30 de septiembre: san Jerónimo
La página del santoral se abre el 30 de septiembre con la monumental figura de san Jerónimo, doctor de la Iglesia, un auténtico campeón del ascetismo que al final de sus días experimentó una segunda conversión
Es difícil encontrar en toda la iconografía cristiana una imagen de san Jerónimo en la que no aparezca la radicalidad con la que vivió toda su vida: con gesto serio y adusto, mortificado por la penitencia y el estudio, viviendo en el desierto, famélico por los ayunos, golpeándose el pecho con una piedra, y con una calavera siempre a la vista. Con estos elementos, si los santos son modelo para los demás cristianos, san Jerónimo lo pone realmente difícil. El Papa Francisco ha publicado en el 1.600 aniversario de su muerte la carta apostólica Scripturae Sacrae Affectus.
Nació hacia el año 347 en Estridón, una ciudad ya desparecida de la actual Croacia, en una familia acomodada, lo que le permite realizar en Roma estudios de Retórica y Gramática. En la Ciudad Eterna se consolidan en Jerónimo tres fuerzas que tiran de él en distintas direcciones: la fe en Cristo –es bautizado aquí por el Papa Liberio–, la atracción por las fiestas y los placeres de la carne, y la pasión por autores clásicos.
Se decide por la fe que ha abrazado, pero la voluntad le juega malas pasadas.

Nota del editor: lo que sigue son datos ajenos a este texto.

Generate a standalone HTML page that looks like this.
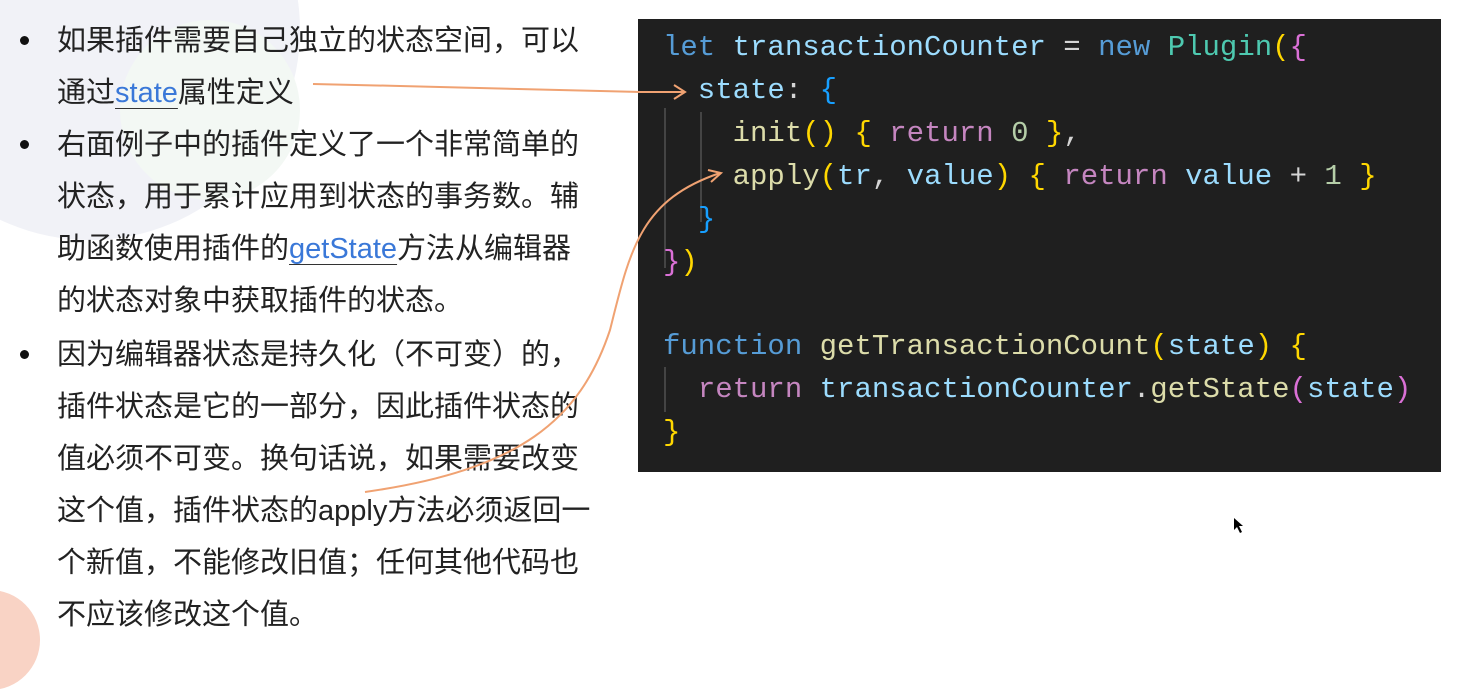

Ante su debilidad por los textos de los autores paganos, Dios acude en su ayuda gracias a un sueño en el que se le reprocha ser «ciceroniano, y no cristiano». Impactado, deja sus lecturas y comienza a estudiar en profundidad las Sagradas Escrituras y los textos de los principales autores cristianos.
La carne se le resiste, y opta por una penitencia salvaje que ya nunca abandonará. Es el aspecto más espectacular de su biografía: deja Roma y huye al desierto para huir del ambiente mundano, pero tantas mortificaciones le hacen caer gravemente enfermo. Se golpea frecuentemente el pecho con una piedra, y la debilidad que le produce su vida ascética le hace tener alucinaciones: le parece asistir en medio del desierto a las fiestas de la capital del Imperio. Pero él no se arredra y redobla los ayunos. «Los malos deseos me atormentaban día y noche –escribiría después–, las malas pasiones me atacaban sin cesar. Si a mí me sucedía esto, ¿qué no les pasará a los que viven dedicados a darle a la carne todo lo que pide?».
Contra amigos y enemigos
Jerónimo se sumerge en las Escrituras y el Papa Dámaso le llama a Roma para traducir la Biblia al latín, en una versión –la Vulgata– que se difundió por toda la Iglesia y que estuvo vigente durante más de 1.000 años en la oración pública y privada y en la liturgia. «Ignorar las Escrituras es ignorar a Cristo», escribió, porque «el que no conoce las Escrituras no conoce el poder de Dios ni su sabiduría».
De carácter recio e inclinado a la polémica, la radicalidad con la que vivió su fe le hizo disputar con amigos y enemigos. No solo se enfrentó a pelagianos y origenistas, sino también al obispo de Jerusalén e incluso al mismo san Agustín. Merece la pena mencionar sus controversias con los herederos de Pelagio, que al parecer no se andaban con chiquitas. En Belén, una noche, incendiaron el convento en el que vivía y Jerónimo apenas pudo escapar por los pelos del fuego. Antes de Twitter, las polémicas se resolvían así.
«Dame tus pecados»
En la ciudad de David, cuando ya se había convertido en un referente intelectual de la Iglesia de aquel tiempo, retirado a una gruta cercana a la de la Natividad, vive Jerónimo uno de los episodios más conocidos y que más nos han llegado hasta hoy, hasta el punto de que el mismo Papa Francisco lo ha citado varias veces. Un noche de Navidad le pareció que Jesús le decía: «Jerónimo, ¿qué me vas a regalar por mi cumpleaños?», a lo que el santo respondió como si fuera un currículum, recordándole al Señor la entrega de su vida, su traducción de las Escrituras, su pobreza, sus ayunos y penitencias, su defensa de la fe… «¿Y nada más?», le respondió Jesús. Ante la turbación de Jerónimo, el Señor añadió: «Dame tus pecados para perdonártelos». Como el Papa comentó acerca de este memorable pasaje de la historia de la Iglesia, «siempre hay un engaño: en lugar de ir a hablar con el Señor, fingir que no somos pecadores. En cambio, la invitación del Señor es la de un padre, de un hermano. Hablemos con el Señor. Él sabe lo que somos».
Así, aquel que había escrito: «No querer ser perfecto es un delito», conoció la perfección más alta, la de entregarle a Dios todo, hasta la parte más fea de nuestro currículum.